Edwardsburg, Idaho, March 26 – 1912 Contributed by Marvin Housworth

Post Office established August 17, 1904, as Logan, William F. Edwards
renamed Edwardsburg February 25, 1909
discontinued January 14, 1918, mail to Warren.

The Routsons, “Boston” Brown and Dan McRae were some of the mail carriers from 1900 to 1918. Mail came into the area, every year by a different contract and mail carrier. Elliots, Wallaces and many others carried it to Werdenhoff, down to Clover, and Cabin Creek, most going down Big Creek via horses or back pack.

Edwardsburg lost the post office in 1918 and the post office at Warren hired Joe Davis to pack it out. The mail route from Warren went over Elk Summit then down Smith Creek to Cowman’s Lodge at Big Creek. If mail went to Cowman’s, then Edwards got it there. Mail also came from Crawford, later Cascade, to Yellow Pine and to Profile to Sam Wilson’s. The Edwards went to Profile for their mail.
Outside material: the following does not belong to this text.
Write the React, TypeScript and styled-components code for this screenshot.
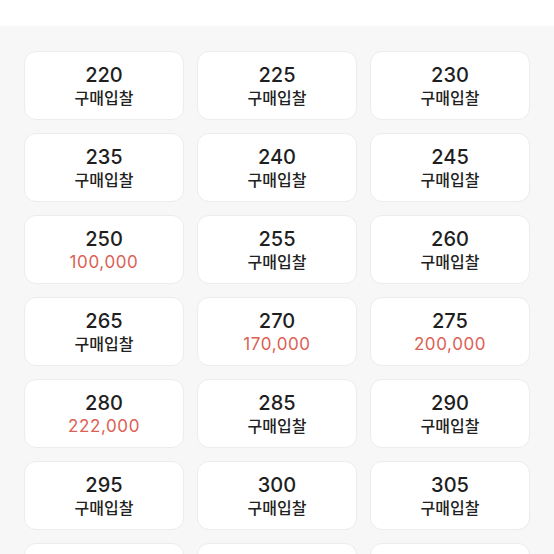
import React from 'react'
import styled, { createGlobalStyle } from 'styled-components'

const GlobalStyle = createGlobalStyle`
  html, body {
    margin: 0;
    padding: 0;
    background: #f7f7f7;
  }
  body {
    font-family: 'Inter', 'Noto Sans CJK KR', sans-serif;
    color: #222;
  }
`

type Size = { size: number; price?: string }

const sizes: Size[] = [
  { size: 220 }, { size: 225 }, { size: 230 },
  { size: 235 }, { size: 240 }, { size: 245 },
  { size: 250, price: '100,000' }, { size: 255 }, { size: 260 },
  { size: 265 }, { size: 270, price: '170,000' }, { size: 275, price: '200,000' },
  { size: 280, price: '222,000' }, { size: 285 }, { size: 290 },
  { size: 295 }, { size: 300 }, { size: 305 },
]

const App = () => {
  return (
    <>
      <GlobalStyle />
      <Page>
        <TopBar />
        <Grid>
          {sizes.map((s) => (
            <Card key={s.size}>
              <SizeLabel>{s.size}</SizeLabel>
              <Sub $price={!!s.price}>{s.price ?? '구매입찰'}</Sub>
            </Card>
          ))}
          {/* next row, only its top edge is in view */}
          <Card />
          <Card />
          <Card />
        </Grid>
      </Page>
    </>
  )
}

const Page = styled.div`
  width: 554px;
  height: 554px;
  overflow: hidden;
  background: #f7f7f7;
`

const TopBar = styled.div`
  height: 26px;
  background: #fff;
`

const Grid = styled.div`
  display: grid;
  grid-template-columns: repeat(3, 160px);
  column-gap: 13px;
  row-gap: 13px;
  padding: 25px 24px 0;
`

const Card = styled.div`
  box-sizing: border-box;
  height: 69px;
  background: #fff;
  border: 1px solid #ececec;
  border-radius: 12px;
  display: flex;
  flex-direction: column;
  align-items: center;
  padding-top: 11px;
`

const SizeLabel = styled.div`
  font-size: 20px;
  font-weight: 500;
  line-height: 24px;
  color: #1f1f1f;
`

const Sub = styled.div<{ $price: boolean }>`
  font-size: ${(p) => (p.$price ? '17px' : '16px')};
  font-weight: ${(p) => (p.$price ? 400 : 500)};
  line-height: 22px;
  letter-spacing: ${(p) => (p.$price ? '0.6px' : '0')};
  color: ${(p) => (p.$price ? '#dc5f55' : '#222')};
`

export default App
The first and only road into the Big Creek area went over Elk Summit, splitting at the top, one fork going down to the Edwards and Moscow Mine on Logan Creek and the second fork went down Smith Creek to the mines. There was only a trail from Smith Creek up to Big Creek. In the 1930’s, the CCC built the road from Yellow Pine past Edwardsburg to Big Creek and on down to Smith Creek, connecting all of these places, and the mail then was hauled in by vehicle and flown into the airport when the road was closed. Carl Whitmore and Johnson’s Flying Service had these early contracts.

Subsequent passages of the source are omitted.